Shaznay Lewis turns the page with new album.

Image: Oscar J Ryan.

Shaznay Lewis found fame in the late nineties as founder-member and lead songwriter of All Saints. She recorded her debut solo album, Open, in 2004 before stepping away from the limelight to focus on songwriting and raising children. This week she releases her long–awaited second album, Pages.

“I didn’t plan on doing a record now,” she says, explaining that the initial recording session was only ever intended to yield one song: “Missiles”, which set the mood for the whole album. “I knew I wanted it to be quite cinematic, I knew I wanted it to be lush and to have strings.
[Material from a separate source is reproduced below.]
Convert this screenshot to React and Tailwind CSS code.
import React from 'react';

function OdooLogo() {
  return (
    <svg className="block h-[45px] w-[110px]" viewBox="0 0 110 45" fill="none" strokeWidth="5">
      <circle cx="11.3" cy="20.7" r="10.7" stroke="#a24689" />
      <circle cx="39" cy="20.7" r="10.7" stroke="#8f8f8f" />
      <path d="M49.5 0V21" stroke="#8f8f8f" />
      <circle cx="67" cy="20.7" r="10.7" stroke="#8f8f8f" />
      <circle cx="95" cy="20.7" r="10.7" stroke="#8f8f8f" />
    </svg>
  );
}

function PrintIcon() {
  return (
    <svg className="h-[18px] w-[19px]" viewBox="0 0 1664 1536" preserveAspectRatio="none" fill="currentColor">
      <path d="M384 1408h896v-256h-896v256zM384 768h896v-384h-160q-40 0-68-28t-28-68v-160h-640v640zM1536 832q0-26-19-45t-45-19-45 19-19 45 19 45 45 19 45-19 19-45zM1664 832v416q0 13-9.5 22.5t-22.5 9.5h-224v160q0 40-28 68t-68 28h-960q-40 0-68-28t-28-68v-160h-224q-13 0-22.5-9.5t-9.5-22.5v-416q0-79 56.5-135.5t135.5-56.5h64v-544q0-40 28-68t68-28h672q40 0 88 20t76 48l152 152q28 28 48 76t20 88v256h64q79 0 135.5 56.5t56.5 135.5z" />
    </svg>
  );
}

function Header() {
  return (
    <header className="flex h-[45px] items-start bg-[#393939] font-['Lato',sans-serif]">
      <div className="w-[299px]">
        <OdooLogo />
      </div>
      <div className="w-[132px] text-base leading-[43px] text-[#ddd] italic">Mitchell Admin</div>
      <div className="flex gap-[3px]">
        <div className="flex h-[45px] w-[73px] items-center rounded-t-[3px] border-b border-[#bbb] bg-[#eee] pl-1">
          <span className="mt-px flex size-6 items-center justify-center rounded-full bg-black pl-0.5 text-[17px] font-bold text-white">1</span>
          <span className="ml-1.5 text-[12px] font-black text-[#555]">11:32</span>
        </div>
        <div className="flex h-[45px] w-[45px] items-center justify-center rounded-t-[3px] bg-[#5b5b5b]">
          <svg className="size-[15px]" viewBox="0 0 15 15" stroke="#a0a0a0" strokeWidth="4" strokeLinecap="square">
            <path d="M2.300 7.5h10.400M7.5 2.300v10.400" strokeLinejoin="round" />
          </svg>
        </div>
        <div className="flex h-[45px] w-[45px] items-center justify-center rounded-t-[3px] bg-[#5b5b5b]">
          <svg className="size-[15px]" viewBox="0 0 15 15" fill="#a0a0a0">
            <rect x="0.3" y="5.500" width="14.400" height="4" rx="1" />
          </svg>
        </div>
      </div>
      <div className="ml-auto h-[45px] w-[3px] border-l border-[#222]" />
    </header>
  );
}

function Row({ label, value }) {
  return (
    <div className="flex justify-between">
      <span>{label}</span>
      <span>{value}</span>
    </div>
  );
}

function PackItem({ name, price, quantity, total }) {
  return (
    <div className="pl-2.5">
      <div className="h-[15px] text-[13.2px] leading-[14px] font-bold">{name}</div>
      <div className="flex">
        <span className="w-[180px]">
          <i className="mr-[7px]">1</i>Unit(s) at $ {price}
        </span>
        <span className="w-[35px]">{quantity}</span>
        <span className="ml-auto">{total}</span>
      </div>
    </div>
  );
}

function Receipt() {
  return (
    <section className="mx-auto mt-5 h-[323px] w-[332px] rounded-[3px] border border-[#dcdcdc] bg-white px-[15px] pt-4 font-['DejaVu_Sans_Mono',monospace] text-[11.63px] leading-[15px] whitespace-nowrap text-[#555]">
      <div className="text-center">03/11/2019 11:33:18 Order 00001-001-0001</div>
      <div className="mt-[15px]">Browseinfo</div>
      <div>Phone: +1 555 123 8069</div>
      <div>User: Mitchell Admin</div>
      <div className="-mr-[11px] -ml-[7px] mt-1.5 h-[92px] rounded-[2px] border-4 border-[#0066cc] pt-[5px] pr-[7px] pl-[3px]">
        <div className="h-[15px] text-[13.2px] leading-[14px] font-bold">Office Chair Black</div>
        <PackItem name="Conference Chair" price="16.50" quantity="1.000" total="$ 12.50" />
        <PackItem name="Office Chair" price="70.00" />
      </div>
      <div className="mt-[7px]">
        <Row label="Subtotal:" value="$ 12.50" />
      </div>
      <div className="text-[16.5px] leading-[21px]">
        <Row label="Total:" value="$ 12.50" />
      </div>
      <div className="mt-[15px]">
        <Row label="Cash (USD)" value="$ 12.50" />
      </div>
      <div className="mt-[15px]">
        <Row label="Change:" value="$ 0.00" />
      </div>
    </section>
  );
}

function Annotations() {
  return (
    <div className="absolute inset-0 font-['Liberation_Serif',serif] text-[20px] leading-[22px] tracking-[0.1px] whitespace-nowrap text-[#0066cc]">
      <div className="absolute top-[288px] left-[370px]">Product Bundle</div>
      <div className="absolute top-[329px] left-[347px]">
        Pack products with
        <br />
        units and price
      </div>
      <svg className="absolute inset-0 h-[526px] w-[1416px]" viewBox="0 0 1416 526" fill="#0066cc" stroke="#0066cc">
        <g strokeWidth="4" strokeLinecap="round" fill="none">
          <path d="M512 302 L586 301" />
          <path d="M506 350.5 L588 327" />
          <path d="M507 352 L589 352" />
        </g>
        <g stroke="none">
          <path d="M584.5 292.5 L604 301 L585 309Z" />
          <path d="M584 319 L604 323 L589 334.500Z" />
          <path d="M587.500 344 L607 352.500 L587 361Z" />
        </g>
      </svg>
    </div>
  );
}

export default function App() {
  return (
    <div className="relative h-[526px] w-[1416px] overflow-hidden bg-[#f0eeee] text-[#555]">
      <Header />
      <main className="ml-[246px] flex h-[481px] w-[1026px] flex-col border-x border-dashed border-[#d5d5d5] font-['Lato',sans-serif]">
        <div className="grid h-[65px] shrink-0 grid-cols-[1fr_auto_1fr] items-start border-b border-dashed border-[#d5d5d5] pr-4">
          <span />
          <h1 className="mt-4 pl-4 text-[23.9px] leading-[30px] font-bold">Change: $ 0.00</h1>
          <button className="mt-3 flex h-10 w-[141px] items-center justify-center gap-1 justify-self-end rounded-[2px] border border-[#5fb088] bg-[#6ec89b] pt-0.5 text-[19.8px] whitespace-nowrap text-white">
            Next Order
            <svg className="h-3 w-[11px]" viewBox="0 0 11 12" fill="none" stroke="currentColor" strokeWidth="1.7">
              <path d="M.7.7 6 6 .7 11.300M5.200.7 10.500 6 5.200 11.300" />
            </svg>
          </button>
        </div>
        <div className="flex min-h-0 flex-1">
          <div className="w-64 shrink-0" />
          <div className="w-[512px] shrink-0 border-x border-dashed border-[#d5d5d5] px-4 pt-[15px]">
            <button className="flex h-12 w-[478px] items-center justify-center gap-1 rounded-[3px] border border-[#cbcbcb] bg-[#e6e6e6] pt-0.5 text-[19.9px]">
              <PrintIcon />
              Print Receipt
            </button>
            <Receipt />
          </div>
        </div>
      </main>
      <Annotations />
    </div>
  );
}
I was just excited to explore all those ideas that I had, and how I wanted it to sound.” Once the rest of the tracks had been recorded, Lewis revisited “Missiles”, adding the intro that now kicks off Pages in exactly the way she had hoped. “It felt right for that to be the first song on the record.”

The second track, “Pick You Up”, features Self Esteem, and the album sees Lewis working with an impressive line-up of performers, writers and producers: Shola Ama and General Levy feature on the latest single to be taken from Pages, “Good Mourning”, while the two previous singles, “Miracle” and “Kiss of Life”, were the result of a collaboration with writer/producer team Emily Phillips and Ant Whiting. Other co-writers and producers on the album include Ben Cullum, Johan Hugo, Moyses Dos Santos, Charlie Stacey and Michael Angelo, who produced “Tears to the Floor”. “That song took quite a few visits. When I first wrote that song, I don’t even think I fully committed. He worked on it for a while, and once he sent the track back a lot more developed, I then got into it a lot more, went back and finished it properly.” It was also the first track to be sent to award-winning French sound engineer Manon Grandjean, to see if she would be a good fit for the rest of the album. “She’s the first female mixer I’ve ever worked with. She’s amazing – she absolutely smashed it.”
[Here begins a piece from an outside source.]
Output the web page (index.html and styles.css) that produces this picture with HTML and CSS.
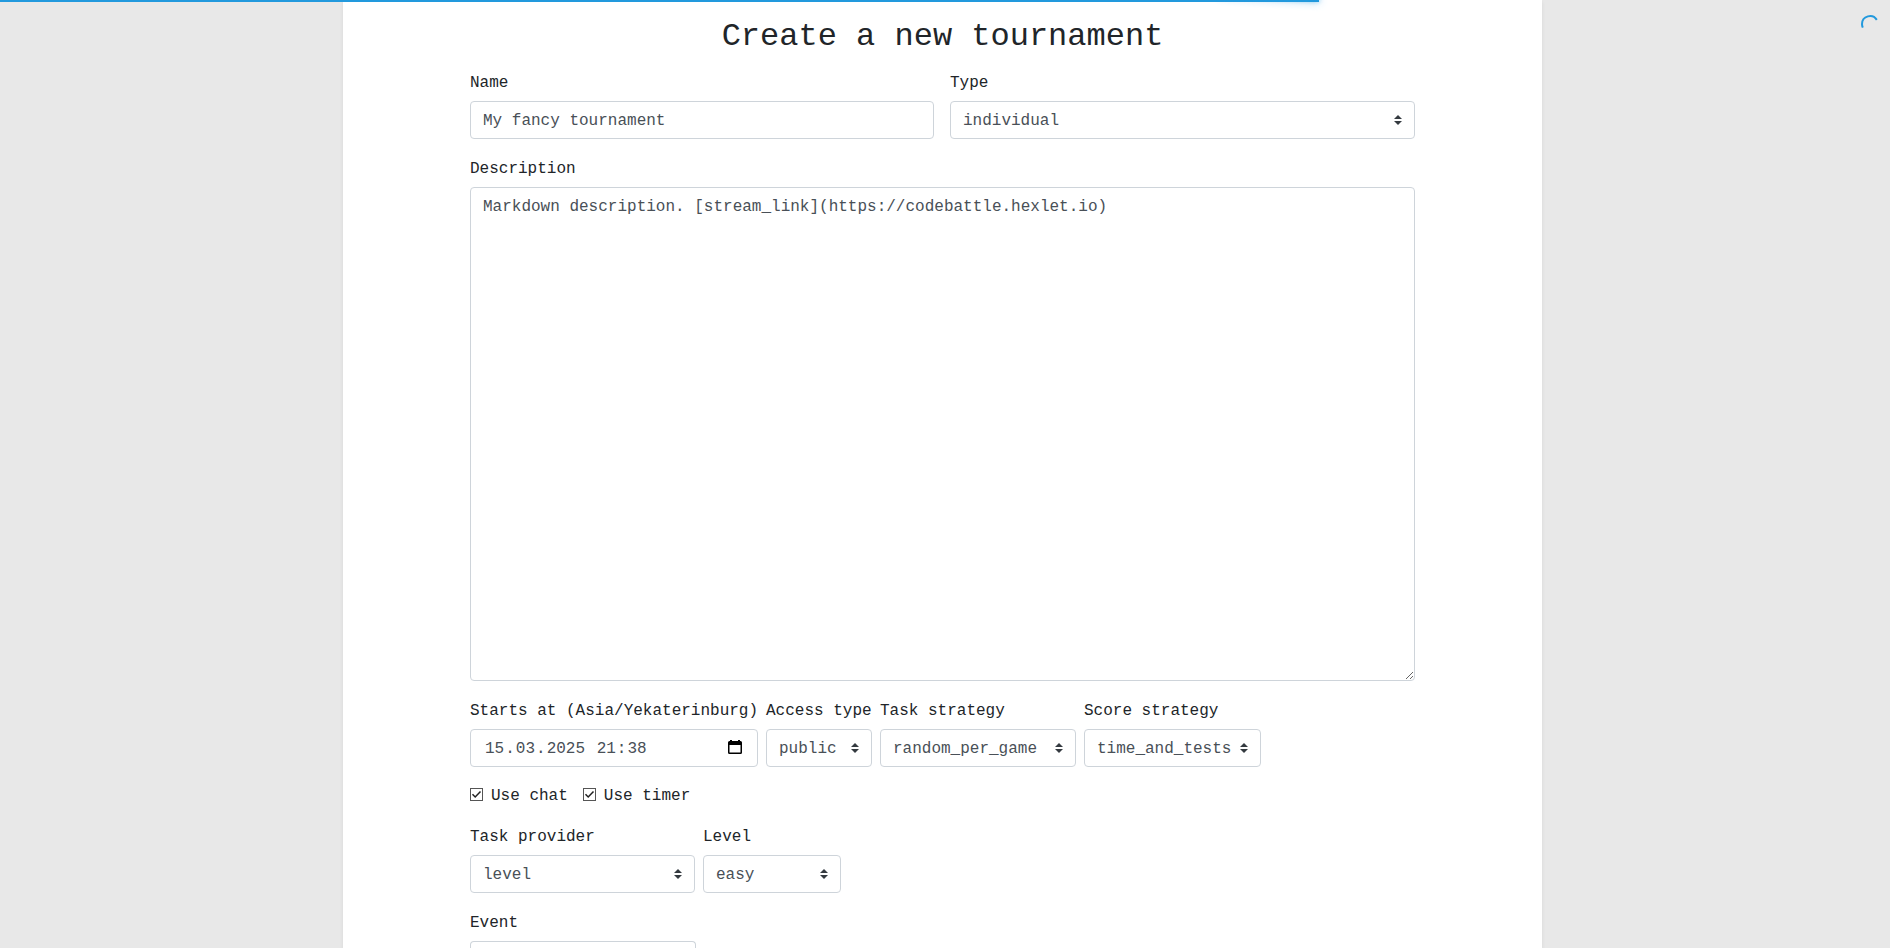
FILE: index.html
```
<!DOCTYPE html>
<html lang="en">
<head>
<meta charset="utf-8">
<title>Create a new tournament</title>
<link rel="stylesheet" href="styles.css">
</head>
<body>
<div class="progress"><div class="progress-peg"></div></div>
<svg class="spinner" viewBox="0 0 18 18"><path d="M1.800 12.600A8 8 0 0 1 1 9A8 8 0 0 1 15.800 4.900"/></svg>
<main class="panel">
  <h1 class="title">Create a new tournament</h1>
  <form class="form">
    <div class="row row-wide">
      <div class="field name"><label class="label" for="name">Name</label><input class="control" id="name" value="My fancy tournament"></div>
      <div class="field type"><label class="label" for="type">Type</label><select class="control select" id="type"><option>individual</option></select></div>
    </div>
    <div class="field description">
      <label class="label" for="description">Description</label>
      <textarea class="control textarea" id="description" spellcheck="false">Markdown description. [stream_link](https://codebattle.hexlet.io)</textarea>
    </div>
    <div class="row">
      <div class="field starts"><span class="label">Starts at (Asia/Yekaterinburg)</span>
        <div class="control date"><span class="date-text"><span class="part">15</span>.<span class="part">03</span>.<span class="part">2025</span> <span class="part">21</span>:<span class="part part-last">38</span></span><svg class="calendar" viewBox="0 0 14 15"><path fill-rule="evenodd" d="M2 0h2v1h6V0h2v1h.5Q14 1 14 2.500v10Q14 14 12.500 14h-11Q0 14 0 12.500v-10Q0 1 1.500 1H2zM1.500 5v7.500h11V5z"/></svg></div></div>
      <div class="field access"><label class="label" for="access">Access type</label><select class="control select" id="access"><option>public</option></select></div>
      <div class="field strategy"><label class="label" for="strategy">Task strategy</label><select class="control select" id="strategy"><option>random_per_game</option></select></div>
      <div class="field score"><label class="label" for="score">Score strategy</label><select class="control select" id="score"><option>time_and_tests</option></select></div>
    </div>
    <div class="checks">
      <label class="check"><svg class="box" viewBox="0 0 13 13"><rect x=".5" y=".5" width="12" height="12"/><path d="M2.500 6.300L5.200 9L10.500 3.500"/></svg>Use chat</label>
      <label class="check"><svg class="box" viewBox="0 0 13 13"><rect x=".5" y=".5" width="12" height="12"/><path d="M2.500 6.300L5.200 9L10.500 3.500"/></svg>Use timer</label>
    </div>
    <div class="row">
      <div class="field provider"><label class="label" for="provider">Task provider</label><select class="control select" id="provider"><option>level</option></select></div>
      <div class="field level"><label class="label" for="level">Level</label><select class="control select" id="level"><option>easy</option></select></div>
    </div>
    <div class="field event"><label class="label" for="event">Event</label><div class="control control-cut" id="event"></div></div>
  </form>
</main>
</body>
</html>
```
FILE: styles.css
```
* { box-sizing: border-box; }
body {
  margin: 0;
  height: 948px;
  overflow: hidden;
  background: #e8e8e8;
  color: #212529;
  font: 16px/24px "Liberation Mono", monospace;
}
.progress { position: fixed; z-index: 2; top: 0; left: 0; width: 1319px; height: 2px; background: #29d; }
.progress-peg {
  position: absolute; right: 0; width: 100px; height: 100%;
  box-shadow: 0 0 10px #29d, 0 0 5px #29d;
  transform: rotate(3deg) translate(0, -4px);
}
.spinner { position: fixed; top: 15px; right: 11px; width: 18px; height: 18px; fill: none; stroke: #29d; stroke-width: 2; }
.panel {
  width: 1199px; height: 948px; margin-left: 343px; padding: 18px 127px 0;
  background: #fff;
  box-shadow: 0 2px 4px rgba(0, 0, 0, .075);
}
.title { margin: 0 0 13px; font-size: 32px; line-height: 38px; font-weight: 400; text-align: center; }
.row { display: flex; gap: 8px; margin-bottom: 16px; }
.row-wide { gap: 16px; }
.name { width: 464px; }
.type { width: 465px; }
.field { display: flex; flex-direction: column; }
.label { height: 26px; padding-top: 2px; margin-bottom: 6px; white-space: nowrap; }
.control {
  display: block; width: 100%; height: 38px; margin: 0; padding: 7px 12px 5px;
  border: 1px solid #ced4da; border-radius: 4px; outline: 0;
  background: #fff; color: #495057; font: inherit;
}
.select {
  appearance: none; padding-right: 24px;
  background: #fff url("data:image/svg+xml,%3csvg xmlns='http://www.w3.org/2000/svg' width='4' height='5' viewBox='0 0 4 5'%3e%3cpath fill='%23343a40' d='M2 0L0 2h4zm0 5L0 3h4z'/%3e%3c/svg%3e") right 12px center / 8px 10px no-repeat;
}
.textarea { height: 494px; resize: vertical; }
.description { margin-bottom: 16px; }
.starts { width: 288px; }
.access { width: 106px; }
.strategy { width: 196px; }
.score { width: 177px; }
.provider { width: 225px; }
.level { width: 138px; }
.event { width: 226px; }
/* only the top of the last control fits in the viewport */
.control-cut { height: 7px; border-bottom: 0; border-radius: 4px 4px 0 0; padding: 0; }
.date { display: flex; justify-content: space-between; padding: 7px 15px 5px 13px; }
.date-text { white-space: nowrap; }
.part { padding: 0 1px; }
.calendar { width: 14px; height: 15px; margin-top: 3px; fill: #000; }
.checks { display: flex; gap: 15px; height: 24px; margin-bottom: 16px; }
.check { display: flex; gap: 8px; padding-top: 1px; }
.box { width: 13px; height: 13px; margin-top: 4px; fill: #fff; stroke: #555; }
.box path { fill: none; stroke: #222; stroke-width: 1.500; }
```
I was growing up in a house where my parents played a lot of reggae. This is, I think, the beauty of growing up as a British child from a Caribbean home because musically there were so many influences
— Lewis

“Tears to the Floor” is one of several songs on the album which Lewis has deliberately taken more up-tempo than her usual style. “I don’t think I’ve done that before, where I’ve written a heartbreak song but over a dancefloor track.” Another is the eighties-inflected “Got to Let Go”, produced by Jez Ashurst. “I love eighties music, but at the time I was really inspired by a Coldplay song, ‘Higher Power’, which I think is quite eighties itself. That was probably the inspiration of that song, in terms of where I felt comfortable for an up-tempo song to sit.” The pop obsessions she remembers from her childhood – Peter Gabriel, Go West, the Top Gun soundtrack (“I played that thing until it burnt out!”) – blended with family influences to create her musical lineage. “I’d listen to the radio, and I would pretend to be the radio host. I would introduce the songs and then would record whatever songs were being played on the radio. And obviously, I was growing up in a house where my parents played a lot of reggae. This is, I think, the beauty of growing up as a British child from a Caribbean home because musically there were so many influences.”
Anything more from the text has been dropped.